Day one of my festival got off to a good start with two good films and one great one with plenty of time left over to catch up with friends and colleagues from around the country (mostly NYC, if truth be told).

Liverpool is the latest film from Argentine director Lisandro Alonso, who also made Los Muertos. The film follows a laborer on a freighter who receives permission to visit his aging mother when his ship docks in Ushuaia, the southernmost city in South America. The film is shot in a very minimalist style allowing Alonso to dwell on every tick and twitch (and gulp of vodka) by lead Juan Fernandez in order to convey his loneliness and dread of returning home. Once there, he is essentially treated like an outcast but the reaction of the handful of locals is subtle. He sees his daughter and leaves her with a small amount of money. The film is understated in both style and story, to the point that we're not quite sure exactly what has happened in the characters' collective past and for me to say more would give away too much of what plot there is.
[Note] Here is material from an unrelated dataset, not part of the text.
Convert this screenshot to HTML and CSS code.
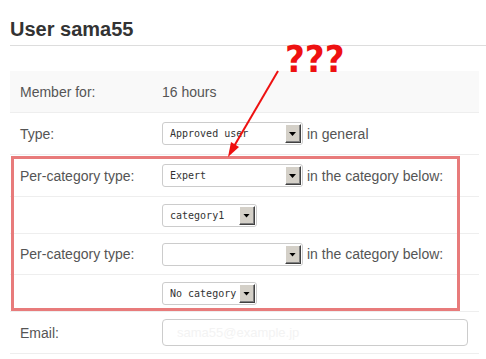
FILE: index.html
```html
<!DOCTYPE html>
<html>

<head>
  <title>User sama55</title>
  <link rel="stylesheet" href="styles.css">
</head>

<body>
  <div class="page">
    <h1 class="page-title">User sama55</h1>

    <div class="profile">
      <div class="row row-shaded">
        <div class="row-label">Member for:</div>
        <div class="row-value">16 hours</div>
      </div>
      <div class="row">
        <div class="row-label">Type:</div>
        <div class="row-value">
          <div class="select select-wide"><span>Approved user</span><i class="select-btn"></i></div>
          <span class="row-note">in general</span>
        </div>
      </div>
      <div class="row">
        <div class="row-label">Per-category type:</div>
        <div class="row-value">
          <div class="select select-wide"><span>Expert</span><i class="select-btn"></i></div>
          <span class="row-note">in the category below:</span>
        </div>
      </div>
      <div class="row row-sub">
        <div class="row-label"></div>
        <div class="row-value">
          <div class="select select-narrow"><span>category1</span><i class="select-btn"></i></div>
        </div>
      </div>
      <div class="row row-tight">
        <div class="row-label">Per-category type:</div>
        <div class="row-value">
          <div class="select select-wide"><span></span><i class="select-btn"></i></div>
          <span class="row-note">in the category below:</span>
        </div>
      </div>
      <div class="row row-sub">
        <div class="row-label"></div>
        <div class="row-value">
          <div class="select select-narrow"><span>No category</span><i class="select-btn"></i></div>
        </div>
      </div>
      <div class="row">
        <div class="row-label">Email:</div>
        <div class="row-value">
          <input class="text-input" type="text" placeholder="sama55@example.jp">
        </div>
      </div>
    </div>

    <!-- annotation drawn over the screenshot -->
    <div class="callout-box"></div>
    <svg class="callout-arrow" width="486" height="359" viewBox="0 0 486 359">
      <line x1="278" y1="71" x2="233" y2="148" stroke="#ee1111" stroke-width="2" />
      <polygon points="228,157 239,147 231,142" fill="#ee1111" />
    </svg>
    <div class="callout-text">???</div>
  </div>
</body>

</html>
```

FILE: styles.css
```css
/*  reset */
* {
  margin: 0;
  padding: 0;
  box-sizing: border-box;
}

body {
  background: #fff;
  font-family: "Liberation Sans", Arial, sans-serif;
  color: #555;
}

.page {
  position: relative;
  width: 486px;
  height: 359px;
  overflow: hidden;
}

.page-title {
  margin-left: 10px;
  padding-top: 17px;
  padding-bottom: 4px;
  line-height: 24px;
  font-size: 20px;
  font-weight: bold;
  color: #333;
  border-bottom: 1px solid #ddd;
}

.profile {
  margin: 25px 7px 0 10px;
}

.row {
  display: flex;
  align-items: center;
  height: 42px;
  border-bottom: 1px solid #eee;
  font-size: 14px;
}

.row-shaded {
  background-color: #f9f9f9;
}

.row-tight {
  height: 41px;
}

.row-sub {
  height: 37px;
}

.row-label {
  width: 152px;
  padding-left: 10px;
}

.row-value {
  display: flex;
  align-items: center;
}

.row-note {
  margin-left: 4px;
}

/* old style drop-down */
.select {
  position: relative;
  height: 23px;
  border: 1px solid #ccc;
  border-radius: 3px;
  background: #fff;
  font-family: "DejaVu Sans Mono", monospace;
  font-size: 10px;
  color: #333;
  line-height: 21px;
  padding-left: 7px;
}

.select-wide {
  width: 141px;
}

.select-narrow {
  width: 95px;
}

.select-btn {
  position: absolute;
  top: 1px;
  right: 1px;
  width: 16px;
  height: 19px;
  background: #d4d0c8;
  border: 1px solid;
  border-color: #fff #404040 #404040 #fff;
  box-shadow: inset -1px -1px 0 #808080;
}

.select-btn::after {
  content: "";
  position: absolute;
  left: 3px;
  top: 7px;
  width: 7px;
  height: 4px;
  background: #000;
  clip-path: polygon(0 0, 100% 0, 50% 100%);
}

.text-input {
  width: 306px;
  height: 27px;
  border: 1px solid #ccc;
  border-radius: 4px;
  padding-left: 14px;
  font-family: "Liberation Sans", Arial, sans-serif;
  font-size: 13px;
  outline: none;
}

.text-input::placeholder {
  color: #f3f3f3;
  opacity: 1;
}

/* annotation */
.callout-box {
  position: absolute;
  left: 11px;
  top: 156px;
  width: 449px;
  height: 155px;
  border: 3px solid #e87b7b;
}

.callout-arrow {
  position: absolute;
  left: 0;
  top: 0;
}

.callout-text {
  position: absolute;
  left: 285px;
  top: 37px;
  font-family: "DejaVu Sans Condensed", "DejaVu Sans", sans-serif;
  font-stretch: condensed;
  font-weight: bold;
  font-size: 38px;
  line-height: 44px;
  color: #ee1111;
}
```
I can't say what my colleagues' catch phrase is for Andreas Dresen's Cloud 9 in a family newspaper. A woman in her mid-60s begins to have an affair with a man she meets after doing some garment alteration for him. Dresen depicts their unfolding love affair in an uncommonly graphic manner for love scenes featuring characters beyond their 30s. The woman can't stop seeing her new love but she is also burdened by the guilt of hurting her husband of 30 years. The film is refreshing in that it does focus on older characters – far too rare in film. The film is shot in a very intimate, minimal, hand-held style that nicely complements the content.

The best film of my day (and I wouldn't be surprised if it turns out to be the best of my festival) is Claire Denis's 35 Rhums (35 Shots of Rum). The film centers on a working class father and adult daughter who live together and who rely on each other for comfort. Both are the objects of the attention of two people that live in the same apartment building. I could go on and on about the film but with time an issue I'll focus on one interlude in bar with all of the main characters. The four characters are on their way to a concert but when their car breaks down are forced to seek shelter from the rain in a bar that remains open after hours just for them and another couple. The characters drink and dance and exchange glances that speak volumes. As in past films like Beau Travail and Friday Night, Denis and cinematographer Agnes Godard celebrate the characters' bodies and interacting physicality. With (The Commodores') Night Shift playing on the soundtrack and Godard's camera swirling around the beautiful actors it makes for an intoxicating scene. I ran into a colleague later in the evening and we both agreed it gave us goose bumps it was so beautiful. That's the reaction I hope to have at least once a festival and it happened on the first day.